On the other hand, the SEMSIM file that was ingested has 1,522,836. It is important to mention, that the SEMSIM calculation was done using 0.4 --min-jaccard-similarity. HP_HP_MAPPINGS
and HP_ZP_MAPPINGS
kept its original data.
Information content file passed in the --information-content-file
was calculated beforehand also using OAK Library and this is the command used for it:
PS: We've calculated IC Scores for HP and MP separately, and then we merged them into one file.
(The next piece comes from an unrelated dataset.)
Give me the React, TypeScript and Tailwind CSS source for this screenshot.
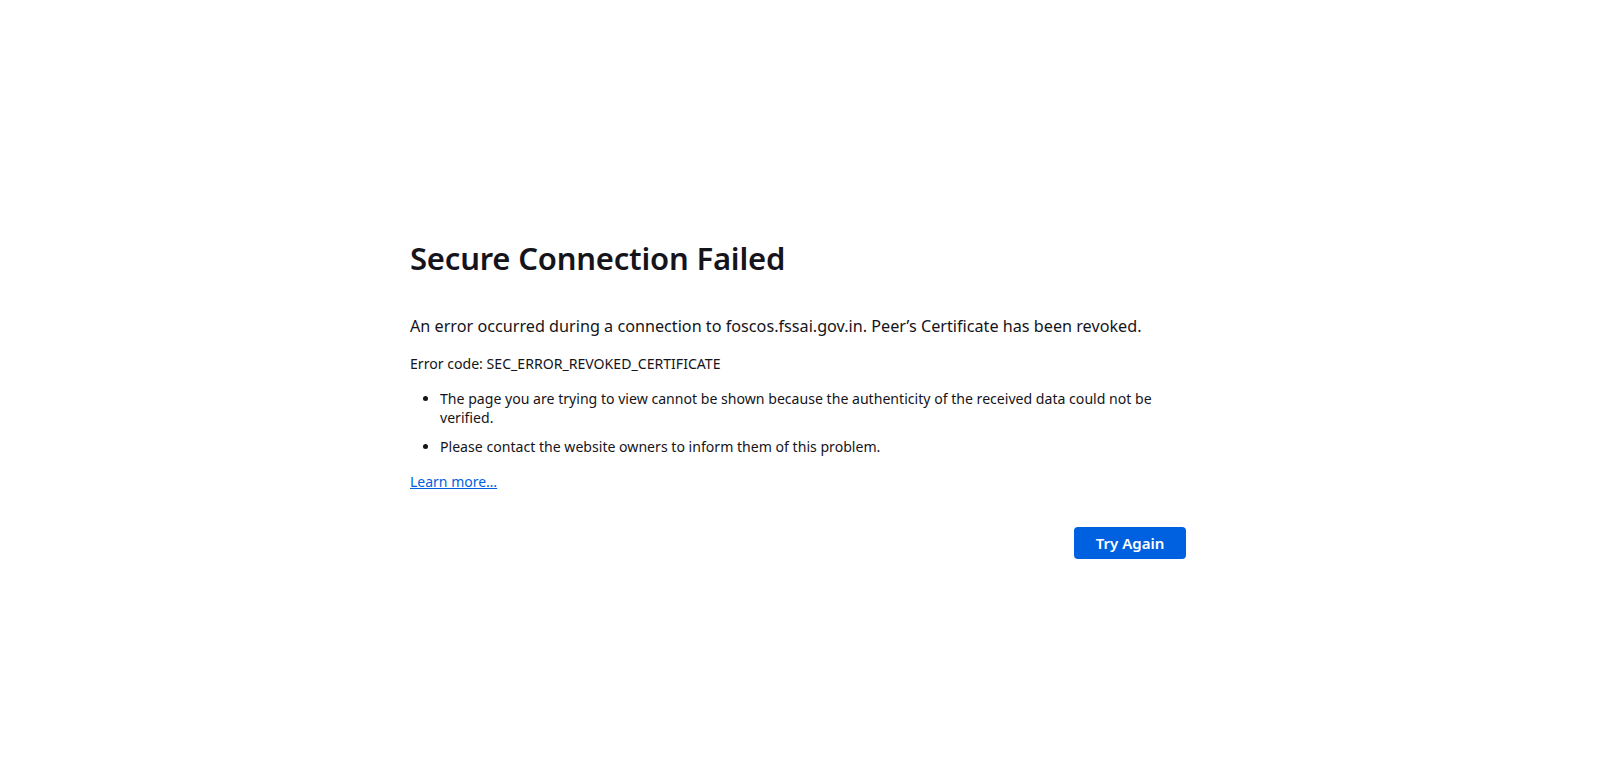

External required files for this calculation:
- gene_phenotype.9606.tsv - Homo sapiens
- gene_phenotype.10090.tsv - Mus musculus
- phenio-monarch.db - Phenio Ontology
runoak -i data/ontology/phenio-monarch.db \
-g data/tmp/gene_phenotype.10090.tsv \
-G hpoa_g2p information-content \
-p i i^MP: \
-o data/tmp/phenio_monarch_mp_ic.tsv
In this experiment, the SEMSIM file used for ingestion (generated using the steps described above) was converted to SQL format and uploaded to Monarch Cloud beforehand. So, unless you want to reproduce SEMSIM steps, it's not required to be executed.
It can be downloaded here: phenio-monarch-hp-mp.0.4.semsimian.sql
This file is described in pheval-config file in preprocessing
section
- tool: exomiser
id: exomiser-phenio-hpmp-ingest-13.3.0
preprocessing:
- phenio-monarch-hp-mp.0.4.semsimian.sql
graph TD;
A[monarch-pheval]---->C[pheval.exomiser];
A[monarch-pheval]---->C1[pheval.phen2gene];
A[monarch-pheval]---->C2[pheval.gado];
C--Depends-->P[pheval];
C1--Depends-->P[pheval];
C2--Depends-->P[pheval];
A--Depends-->P[pheval];
%% S[setup];
%% A--Depends-->S[setup];
%% S---->D[Genotype];
%% S---->E[Phenotype];
%% S---->R[Runner];
%% F[Download];
%% G[Extract];
%% R---->F
%% D---->F
%% E---->F
%% F---->G
- Straight line represents mandatory dependency;
With this new feature, the Makefile can be generated within this repo, and the user can invoke the make pheval
goal based on the pheval configuration file.
The corpora and configuration data were moved from PhEval to this new structure.
📦monarch-pheval
┣ 📂corpora
┃ ┣ 📂lirical
┃ ┃ ┗ 📂default
┃ ┃ ┃ ┣ 📂phenopackets
┃ ┃ ┃ ┗ 📜corpus.yml
┣ 📂resources
┃ ┣ 📜Makefile.j2
┃ ┣ 📜custom.Makefile
┃ ┣ 📜generatemakefile.sh
┃ ┗ 📜pheval-config.yaml
poetry shell
poetry install
./resources/generatemakefile.sh
make pheval
This cookiecutter project was developed from the monarch-project-template template and will be kept up-to-date using cruft.